» Information provided
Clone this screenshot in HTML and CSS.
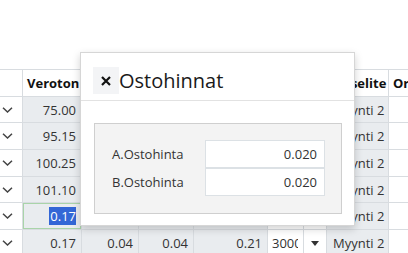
FILE: index.html
```html
<!DOCTYPE html>
<html lang="fi">
<head>
  <meta charset="UTF-8">
  <title>Ostohinnat</title>
  <link rel="stylesheet" href="styles.css">
</head>
<body>
<div class="page">
  <div class="grid">
    <div class="cell head"></div>
    <div class="cell head">Veroton</div>
    <div class="cell head"></div>
    <div class="cell head"></div>
    <div class="cell head"></div>
    <div class="cell head"></div>
    <div class="cell head"></div>
    <div class="cell head tight">Riviselite</div>
    <div class="cell head">Orig</div>

    <div class="cell chev"><svg width="11" height="6" viewBox="0 0 11 6"><path d="M1 0.8 L5.5 5 L10 0.8" fill="none" stroke="#444" stroke-width="1.5"/></svg></div>
    <div class="cell num ro">75.00</div>
    <div class="cell num ro"></div>
    <div class="cell num ro"></div>
    <div class="cell num ro"></div>
    <div class="cell"></div>
    <div class="cell"></div>
    <div class="cell ro">Myynti 2</div>
    <div class="cell"></div>

    <div class="cell chev"><svg width="11" height="6" viewBox="0 0 11 6"><path d="M1 0.8 L5.5 5 L10 0.8" fill="none" stroke="#444" stroke-width="1.5"/></svg></div>
    <div class="cell num ro">95.15</div>
    <div class="cell num ro"></div>
    <div class="cell num ro"></div>
    <div class="cell num ro"></div>
    <div class="cell"></div>
    <div class="cell"></div>
    <div class="cell ro">Myynti 2</div>
    <div class="cell"></div>

    <div class="cell chev"><svg width="11" height="6" viewBox="0 0 11 6"><path d="M1 0.8 L5.5 5 L10 0.8" fill="none" stroke="#444" stroke-width="1.5"/></svg></div>
    <div class="cell num ro">100.25</div>
    <div class="cell num ro"></div>
    <div class="cell num ro"></div>
    <div class="cell num ro"></div>
    <div class="cell"></div>
    <div class="cell"></div>
    <div class="cell ro">Myynti 2</div>
    <div class="cell"></div>

    <div class="cell chev"><svg width="11" height="6" viewBox="0 0 11 6"><path d="M1 0.8 L5.5 5 L10 0.8" fill="none" stroke="#444" stroke-width="1.5"/></svg></div>
    <div class="cell num ro">101.10</div>
    <div class="cell num ro"></div>
    <div class="cell num ro"></div>
    <div class="cell num ro"></div>
    <div class="cell"></div>
    <div class="cell"></div>
    <div class="cell ro">Myynti 2</div>
    <div class="cell"></div>

    <div class="cell chev"><svg width="11" height="6" viewBox="0 0 11 6"><path d="M1 0.8 L5.5 5 L10 0.8" fill="none" stroke="#444" stroke-width="1.5"/></svg></div>
    <div class="cell num ro active"><span class="sel">0.17</span></div>
    <div class="cell num ro"></div>
    <div class="cell num ro"></div>
    <div class="cell num ro"></div>
    <div class="cell"></div>
    <div class="cell"></div>
    <div class="cell ro">Myynti 2</div>
    <div class="cell"></div>

    <div class="cell chev"><svg width="11" height="6" viewBox="0 0 11 6"><path d="M1 0.8 L5.5 5 L10 0.8" fill="none" stroke="#444" stroke-width="1.5"/></svg></div>
    <div class="cell num ro">0.17</div>
    <div class="cell num ro">0.04</div>
    <div class="cell num ro">0.04</div>
    <div class="cell num ro">0.21</div>
    <div class="cell qty"><span class="qty-text">3000</span></div>
    <div class="cell drop"><svg width="8" height="5" viewBox="0 0 8 5"><path d="M0 0 H8 L4 5 Z" fill="#333"/></svg></div>
    <div class="cell ro">Myynti 2</div>
    <div class="cell"></div>
  </div>

  <div class="dialog">
    <div class="dialog-head">
      <span class="close"><svg width="10" height="10" viewBox="0 0 10 10"><path d="M1 1 L9 9 M9 1 L1 9" stroke="#111" stroke-width="2.2"/></svg></span>
      <span class="title">Ostohinnat</span>
    </div>
    <div class="dialog-body">
      <div class="panel">
        <div class="field">
          <label>A.Ostohinta</label>
          <div class="input">0.020</div>
        </div>
        <div class="field">
          <label>B.Ostohinta</label>
          <div class="input">0.020</div>
        </div>
      </div>
    </div>
  </div>
</div>
</body>
</html>
```

FILE: styles.css
```css
* {
  margin: 0;
  padding: 0;
  box-sizing: border-box;
}

body {
  font-family: "Open Sans", "Liberation Sans", sans-serif;
  font-size: 13px;
  color: #333;
  background: #fff;
}

.page {
  position: relative;
  width: 408px;
  height: 253px;
  padding-top: 69px;
  overflow: hidden;
}

.grid {
  display: grid;
  grid-template-columns: 23px 59px 57px 55px 74px 36px 23px 62px 60px;
  grid-template-rows: 27px 26px 27px 27px 26px 27px 27px;
  border-top: 1px solid #d8dce0;
  width: 455px;
}

.cell {
  border-right: 1px solid #d8dce0;
  border-bottom: 1px solid #d8dce0;
  display: flex;
  align-items: center;
  padding: 0 5px;
  white-space: nowrap;
  overflow: hidden;
  background: #fff;
}

.head {
  font-weight: bold;
  color: #111;
  padding-left: 4px;
}

.head.tight {
  padding-left: 0;
}

.ro {
  background: #e9ecef;
  padding-left: 6px;
}

.num {
  justify-content: flex-end;
  padding-right: 5px;
}

.chev {
  padding: 0 0 0 2px;
}

.active {
  box-shadow: inset 0 0 0 1px #a9d4a9;
}

.sel {
  background: #3367d6;
  color: #fff;
  padding: 0 0 0 1px;
}

.qty {
  padding-left: 4px;
}

.qty-text {
  display: block;
  width: 28px;
  overflow: hidden;
}

.drop {
  justify-content: center;
  padding: 0;
}

.dialog {
  position: absolute;
  left: 80px;
  top: 52px;
  width: 275px;
  height: 174px;
  background: #fff;
  border: 1px solid #d6d6d6;
  box-shadow: 0 3px 8px rgba(0, 0, 0, 0.18);
}

.dialog-head {
  height: 48px;
  border-bottom: 1px solid #e2e2e2;
  display: flex;
  align-items: flex-start;
  padding: 14px 0 0 12px;
}

.close {
  width: 26px;
  height: 27px;
  background: #f3f4f6;
  display: flex;
  align-items: center;
  justify-content: center;
  padding-top: 1px;
}

.title {
  font-size: 20px;
  color: #1a1a1a;
  line-height: 27px;
}

.dialog-body {
  padding: 22px 12px 0 13px;
}

.panel {
  height: 91px;
  background: #f3f3f3;
  border: 1px solid #cfcfcf;
  padding: 16px 16px 0 17px;
}

.field {
  display: flex;
  align-items: center;
  height: 28px;
}

.field label {
  flex: 1;
  color: #333;
}

.input {
  width: 120px;
  height: 28px;
  background: #fff;
  border: 1px solid #dce1e5;
  text-align: right;
  line-height: 26px;
  padding-right: 7px;
}
```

» Task goal
Produce an exact copy of each line of data, skipping embedded images.

» Completed task
Clone this screenshot in HTML and CSS.
FILE: index.html
```html
<!DOCTYPE html>
<html lang="fi">
<head>
  <meta charset="UTF-8">
  <title>Ostohinnat</title>
  <link rel="stylesheet" href="styles.css">
</head>
<body>
<div class="page">
  <div class="grid">
    <div class="cell head"></div>
    <div class="cell head">Veroton</div>
    <div class="cell head"></div>
    <div class="cell head"></div>
    <div class="cell head"></div>
    <div class="cell head"></div>
    <div class="cell head"></div>
    <div class="cell head tight">Riviselite</div>
    <div class="cell head">Orig</div>

    <div class="cell chev"><svg width="11" height="6" viewBox="0 0 11 6"><path d="M1 0.8 L5.5 5 L10 0.8" fill="none" stroke="#444" stroke-width="1.5"/></svg></div>
    <div class="cell num ro">75.00</div>
    <div class="cell num ro"></div>
    <div class="cell num ro"></div>
    <div class="cell num ro"></div>
    <div class="cell"></div>
    <div class="cell"></div>
    <div class="cell ro">Myynti 2</div>
    <div class="cell"></div>

    <div class="cell chev"><svg width="11" height="6" viewBox="0 0 11 6"><path d="M1 0.8 L5.5 5 L10 0.8" fill="none" stroke="#444" stroke-width="1.5"/></svg></div>
    <div class="cell num ro">95.15</div>
    <div class="cell num ro"></div>
    <div class="cell num ro"></div>
    <div class="cell num ro"></div>
    <div class="cell"></div>
    <div class="cell"></div>
    <div class="cell ro">Myynti 2</div>
    <div class="cell"></div>

    <div class="cell chev"><svg width="11" height="6" viewBox="0 0 11 6"><path d="M1 0.8 L5.5 5 L10 0.8" fill="none" stroke="#444" stroke-width="1.5"/></svg></div>
    <div class="cell num ro">100.25</div>
    <div class="cell num ro"></div>
    <div class="cell num ro"></div>
    <div class="cell num ro"></div>
    <div class="cell"></div>
    <div class="cell"></div>
    <div class="cell ro">Myynti 2</div>
    <div class="cell"></div>

    <div class="cell chev"><svg width="11" height="6" viewBox="0 0 11 6"><path d="M1 0.8 L5.5 5 L10 0.8" fill="none" stroke="#444" stroke-width="1.5"/></svg></div>
    <div class="cell num ro">101.10</div>
    <div class="cell num ro"></div>
    <div class="cell num ro"></div>
    <div class="cell num ro"></div>
    <div class="cell"></div>
    <div class="cell"></div>
    <div class="cell ro">Myynti 2</div>
    <div class="cell"></div>

    <div class="cell chev"><svg width="11" height="6" viewBox="0 0 11 6"><path d="M1 0.8 L5.5 5 L10 0.8" fill="none" stroke="#444" stroke-width="1.5"/></svg></div>
    <div class="cell num ro active"><span class="sel">0.17</span></div>
    <div class="cell num ro"></div>
    <div class="cell num ro"></div>
    <div class="cell num ro"></div>
    <div class="cell"></div>
    <div class="cell"></div>
    <div class="cell ro">Myynti 2</div>
    <div class="cell"></div>

    <div class="cell chev"><svg width="11" height="6" viewBox="0 0 11 6"><path d="M1 0.8 L5.5 5 L10 0.8" fill="none" stroke="#444" stroke-width="1.5"/></svg></div>
    <div class="cell num ro">0.17</div>
    <div class="cell num ro">0.04</div>
    <div class="cell num ro">0.04</div>
    <div class="cell num ro">0.21</div>
    <div class="cell qty"><span class="qty-text">3000</span></div>
    <div class="cell drop"><svg width="8" height="5" viewBox="0 0 8 5"><path d="M0 0 H8 L4 5 Z" fill="#333"/></svg></div>
    <div class="cell ro">Myynti 2</div>
    <div class="cell"></div>
  </div>

  <div class="dialog">
    <div class="dialog-head">
      <span class="close"><svg width="10" height="10" viewBox="0 0 10 10"><path d="M1 1 L9 9 M9 1 L1 9" stroke="#111" stroke-width="2.2"/></svg></span>
      <span class="title">Ostohinnat</span>
    </div>
    <div class="dialog-body">
      <div class="panel">
        <div class="field">
          <label>A.Ostohinta</label>
          <div class="input">0.020</div>
        </div>
        <div class="field">
          <label>B.Ostohinta</label>
          <div class="input">0.020</div>
        </div>
      </div>
    </div>
  </div>
</div>
</body>
</html>
```

FILE: styles.css
```css
* {
  margin: 0;
  padding: 0;
  box-sizing: border-box;
}

body {
  font-family: "Open Sans", "Liberation Sans", sans-serif;
  font-size: 13px;
  color: #333;
  background: #fff;
}

.page {
  position: relative;
  width: 408px;
  height: 253px;
  padding-top: 69px;
  overflow: hidden;
}

.grid {
  display: grid;
  grid-template-columns: 23px 59px 57px 55px 74px 36px 23px 62px 60px;
  grid-template-rows: 27px 26px 27px 27px 26px 27px 27px;
  border-top: 1px solid #d8dce0;
  width: 455px;
}

.cell {
  border-right: 1px solid #d8dce0;
  border-bottom: 1px solid #d8dce0;
  display: flex;
  align-items: center;
  padding: 0 5px;
  white-space: nowrap;
  overflow: hidden;
  background: #fff;
}

.head {
  font-weight: bold;
  color: #111;
  padding-left: 4px;
}

.head.tight {
  padding-left: 0;
}

.ro {
  background: #e9ecef;
  padding-left: 6px;
}

.num {
  justify-content: flex-end;
  padding-right: 5px;
}

.chev {
  padding: 0 0 0 2px;
}

.active {
  box-shadow: inset 0 0 0 1px #a9d4a9;
}

.sel {
  background: #3367d6;
  color: #fff;
  padding: 0 0 0 1px;
}

.qty {
  padding-left: 4px;
}

.qty-text {
  display: block;
  width: 28px;
  overflow: hidden;
}

.drop {
  justify-content: center;
  padding: 0;
}

.dialog {
  position: absolute;
  left: 80px;
  top: 52px;
  width: 275px;
  height: 174px;
  background: #fff;
  border: 1px solid #d6d6d6;
  box-shadow: 0 3px 8px rgba(0, 0, 0, 0.18);
}

.dialog-head {
  height: 48px;
  border-bottom: 1px solid #e2e2e2;
  display: flex;
  align-items: flex-start;
  padding: 14px 0 0 12px;
}

.close {
  width: 26px;
  height: 27px;
  background: #f3f4f6;
  display: flex;
  align-items: center;
  justify-content: center;
  padding-top: 1px;
}

.title {
  font-size: 20px;
  color: #1a1a1a;
  line-height: 27px;
}

.dialog-body {
  padding: 22px 12px 0 13px;
}

.panel {
  height: 91px;
  background: #f3f3f3;
  border: 1px solid #cfcfcf;
  padding: 16px 16px 0 17px;
}

.field {
  display: flex;
  align-items: center;
  height: 28px;
}

.field label {
  flex: 1;
  color: #333;
}

.input {
  width: 120px;
  height: 28px;
  background: #fff;
  border: 1px solid #dce1e5;
  text-align: right;
  line-height: 26px;
  padding-right: 7px;
}
```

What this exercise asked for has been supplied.